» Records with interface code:
────────────────

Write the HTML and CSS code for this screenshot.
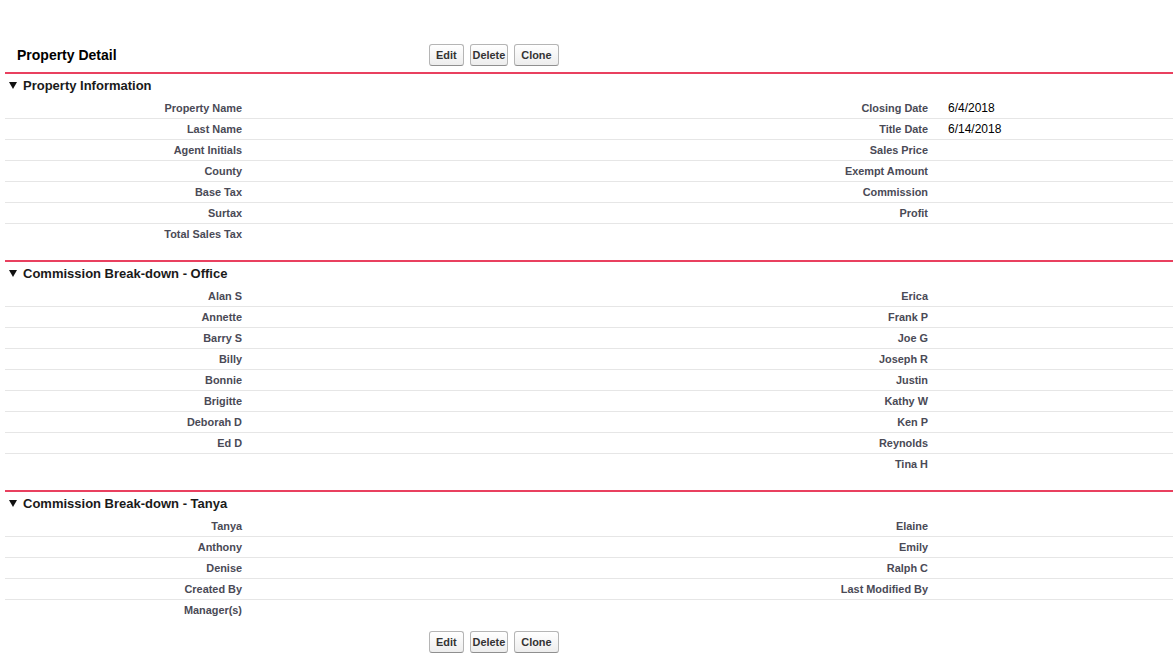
FILE: index.html
```html
<!DOCTYPE html>
<html lang="en">
<head>
  <meta charset="UTF-8">
  <title>Property Detail</title>
  <link rel="stylesheet" href="styles.css">
</head>
<body>

  <div class="page">
    <div class="detail-head">
      <h2 class="detail-title">Property Detail</h2>
      <div class="btn-row">
        <button class="btn">Edit</button>
        <button class="btn btn-tight">Delete</button>
        <button class="btn">Clone</button>
      </div>
    </div>

    <!-- Property Information -->
    <section class="block">
      <h3 class="block-title">
        <svg class="twisty" width="8" height="7" viewBox="0 0 8 7"><polygon points="0,0 8,0 4,7" fill="#111"/></svg>
        Property Information
      </h3>
      <div class="fields">
        <div class="row"><span class="lbl">Property Name</span><span class="val"></span><span class="lbl">Closing Date</span><span class="val">6/4/2018</span></div>
        <div class="row"><span class="lbl">Last Name</span><span class="val"></span><span class="lbl">Title Date</span><span class="val">6/14/2018</span></div>
        <div class="row"><span class="lbl">Agent Initials</span><span class="val"></span><span class="lbl">Sales Price</span><span class="val"></span></div>
        <div class="row"><span class="lbl">County</span><span class="val"></span><span class="lbl">Exempt Amount</span><span class="val"></span></div>
        <div class="row"><span class="lbl">Base Tax</span><span class="val"></span><span class="lbl">Commission</span><span class="val"></span></div>
        <div class="row"><span class="lbl">Surtax</span><span class="val"></span><span class="lbl">Profit</span><span class="val"></span></div>
        <div class="row"><span class="lbl">Total Sales Tax</span><span class="val"></span><span class="lbl"></span><span class="val"></span></div>
      </div>
    </section>

    <!-- Commission Break-down - Office -->
    <section class="block">
      <h3 class="block-title">
        <svg class="twisty" width="8" height="7" viewBox="0 0 8 7"><polygon points="0,0 8,0 4,7" fill="#111"/></svg>
        Commission Break-down - Office
      </h3>
      <div class="fields">
        <div class="row"><span class="lbl">Alan S</span><span class="val"></span><span class="lbl">Erica</span><span class="val"></span></div>
        <div class="row"><span class="lbl">Annette</span><span class="val"></span><span class="lbl">Frank P</span><span class="val"></span></div>
        <div class="row"><span class="lbl">Barry S</span><span class="val"></span><span class="lbl">Joe G</span><span class="val"></span></div>
        <div class="row"><span class="lbl">Billy</span><span class="val"></span><span class="lbl">Joseph R</span><span class="val"></span></div>
        <div class="row"><span class="lbl">Bonnie</span><span class="val"></span><span class="lbl">Justin</span><span class="val"></span></div>
        <div class="row"><span class="lbl">Brigitte</span><span class="val"></span><span class="lbl">Kathy W</span><span class="val"></span></div>
        <div class="row"><span class="lbl">Deborah D</span><span class="val"></span><span class="lbl">Ken P</span><span class="val"></span></div>
        <div class="row"><span class="lbl">Ed D</span><span class="val"></span><span class="lbl">Reynolds</span><span class="val"></span></div>
        <div class="row"><span class="lbl"></span><span class="val"></span><span class="lbl">Tina H</span><span class="val"></span></div>
      </div>
    </section>

    <!-- Commission Break-down - Tanya -->
    <section class="block block-last">
      <h3 class="block-title">
        <svg class="twisty" width="8" height="7" viewBox="0 0 8 7"><polygon points="0,0 8,0 4,7" fill="#111"/></svg>
        Commission Break-down - Tanya
      </h3>
      <div class="fields">
        <div class="row"><span class="lbl">Tanya</span><span class="val"></span><span class="lbl">Elaine</span><span class="val"></span></div>
        <div class="row"><span class="lbl">Anthony</span><span class="val"></span><span class="lbl">Emily</span><span class="val"></span></div>
        <div class="row"><span class="lbl">Denise</span><span class="val"></span><span class="lbl">Ralph C</span><span class="val"></span></div>
        <div class="row"><span class="lbl">Created By</span><span class="val"></span><span class="lbl">Last Modified By</span><span class="val"></span></div>
        <div class="row"><span class="lbl">Manager(s)</span><span class="val"></span><span class="lbl"></span><span class="val"></span></div>
      </div>
    </section>

    <div class="detail-foot">
      <div class="btn-row">
        <button class="btn">Edit</button>
        <button class="btn btn-tight">Delete</button>
        <button class="btn">Clone</button>
      </div>
    </div>
  </div>

</body>
</html>
```

FILE: styles.css
```css
body {
  margin: 0;
  font-family: "Liberation Sans", Arial, Helvetica, sans-serif;
  background-color: #fff;
  color: #000;
}

.page {
  padding: 44px 0 0 5px;
}

/* header bar with title and actions */
.detail-head {
  display: flex;
  align-items: center;
  height: 22px;
  margin-bottom: 6px;
}

.detail-title {
  margin: 0;
  width: 424px;
  padding-left: 12px;
  box-sizing: border-box;
  font-size: 14px;
  font-weight: bold;
  color: #000;
}

.btn-row {
  display: flex;
  gap: 6px;
}

.btn {
  height: 22px;
  box-sizing: border-box;
  padding: 0 6px;
  font-family: "Liberation Sans", Arial, Helvetica, sans-serif;
  font-size: 10.9px;
  font-weight: bold;
  color: #333;
  background: linear-gradient(#ffffff, #ededed);
  border: 1px solid #b5b5b5;
  border-bottom-color: #8f8f8f;
  border-radius: 3px;
}

.btn-tight {
  padding: 0 2px;
}

/* sections */
.block {
  border-top: 2px solid #e9405f;
  padding-bottom: 15px;
}

.block-last {
  padding-bottom: 0;
}

.block-title {
  display: flex;
  align-items: center;
  gap: 6px;
  height: 24px;
  margin: 0;
  padding: 0 0 2px 4px;
  box-sizing: border-box;
  font-size: 13px;
  font-weight: bold;
  color: #1a1a1a;
}

.twisty {
  flex: none;
  margin-top: 1px;
}

.fields {
  display: flex;
  flex-direction: column;
}

.row {
  display: grid;
  grid-template-columns: 245px 436px 250px 1fr;
  height: 21px;
  box-sizing: border-box;
  border-bottom: 1px solid #e6e6e6;
}

.row:last-child {
  border-bottom-color: transparent;
}

.lbl {
  text-align: right;
  padding-right: 8px;
  font-size: 10.9px;
  font-weight: bold;
  line-height: 20px;
  color: #4a4a56;
}

.val {
  padding-left: 12px;
  font-size: 12px;
  line-height: 20px;
  color: #000;
}

.detail-foot {
  padding: 10px 0 0 424px;
}
```
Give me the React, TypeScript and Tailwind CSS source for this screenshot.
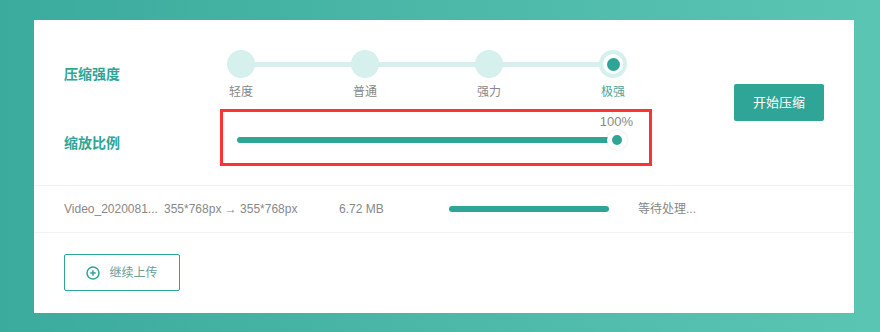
import { Fragment } from 'react'

const steps = ['轻度', '普通', '强力', '极强']

function PlusCircle() {
  return (
    <svg width="14" height="14" viewBox="0 0 14 14" fill="none">
      <circle cx="7" cy="7" r="6" stroke="#2ea597" strokeWidth="1.5" />
      <path d="M7 4.2v5.6M4.2 7h5.6" stroke="#2ea597" strokeWidth="1.5" />
    </svg>
  )
}

export default function App() {
  return (
    <div className="w-[880px] h-[332px] pt-[20px] pl-[34px] bg-linear-to-r from-[#3aab9d] to-[#5bc5b3]"
         style={{ fontFamily: '"Liberation Sans", "Noto Sans CJK SC", sans-serif' }}>
      <div className="w-[820px] h-[293px] bg-white">
        {/* Settings */}
        <div className="h-[166px] border-b border-[#f2f2f2] flex items-center pl-[30px]">
          <div className="w-[588px] flex flex-col pt-[30px] self-start">
            <div className="flex items-center h-[48px]">
              <p className="w-[156px] text-[14px] leading-[20px] font-bold text-[#2ea597]">压缩强度</p>
              <div className="relative ml-[7px] w-[400px] self-start flex justify-between">
                <div className="absolute left-[14px] right-[14px] top-[12px] h-[5px] bg-[#d6f0ed]" />
                {steps.map((s, i) => (
                  <Fragment key={s}>
                    <div className="relative flex flex-col items-center w-[28px]">
                      {i === 3 ? (
                        <div className="w-[28px] h-[28px] rounded-full bg-[#d6f0ed] flex items-center justify-center">
                          <div className="w-[20px] h-[20px] rounded-full bg-white flex items-center justify-center">
                            <div className="w-[13px] h-[13px] rounded-full bg-[#2ea597]" />
                          </div>
                        </div>
                      ) : (
                        <div className="w-[28px] h-[28px] rounded-full bg-[#d6f0ed]" />
                      )}
                      <span className={`mt-[6px] whitespace-nowrap text-[12px] leading-[16px] ${i === 3 ? 'text-[#4fa39a]' : 'text-[#888]'}`}>{s}</span>
                    </div>
                  </Fragment>
                ))}
              </div>
            </div>

            <div className="flex items-start mt-[11px]">
              <p className="w-[156px] mt-[24px] text-[14px] leading-[20px] font-bold text-[#2ea597]">缩放比例</p>
              <div className="w-[432px] h-[57px] border-[3px] border-[#ff3333] flex flex-col">
                <p className="pt-[2px] pr-[16px] text-right text-[13px] leading-[16px] text-[#888]">100%</p>
                <div className="flex items-center h-[20px] pl-[14px]">
                  <div className="w-[375px] h-[6px] rounded-full bg-[#2ea597]" />
                  <div className="-ml-[5px] w-[20px] h-[20px] rounded-full bg-white shadow-[0_0_3px_rgba(0,0,0,0.12)] flex items-center justify-center">
                    <div className="w-[10px] h-[10px] rounded-full bg-[#2ea597]" />
                  </div>
                </div>
              </div>
            </div>
          </div>

          <button className="ml-[82px] w-[90px] h-[37px] rounded-[2px] bg-[#2ea597] text-white text-[13px]">开始压缩</button>
        </div>

        {/* File row */}
        <div className="h-[47px] border-b border-[#f2f2f2] flex items-center pl-[30px] text-[12px] text-[#888]">
          <span className="w-[100px] whitespace-nowrap">Video_2020081...</span>
          <span className="w-[175px] whitespace-nowrap">355*768px → 355*768px</span>
          <span className="w-[110px] whitespace-nowrap">6.72 MB</span>
          <div className="w-[160px] h-[6px] rounded-full bg-[#2ea597]" />
          <span className="ml-[29px] whitespace-nowrap">等待处理...</span>
        </div>

        {/* Upload more */}
        <div className="pl-[30px] pt-[21px]">
          <button className="w-[116px] h-[37px] rounded-[2px] border border-[#2ea597] flex items-center justify-center gap-[9px]">
            <PlusCircle />
            <span className="text-[12px] text-[#6b9e97]">继续上传</span>
          </button>
        </div>
      </div>
    </div>
  )
}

────────────────

» What is required:
Lines containing the string "screenshot" are to be selected and copied.

» Task solution:
Write the HTML and CSS code for this screenshot.
Give me the React, TypeScript and Tailwind CSS source for this screenshot.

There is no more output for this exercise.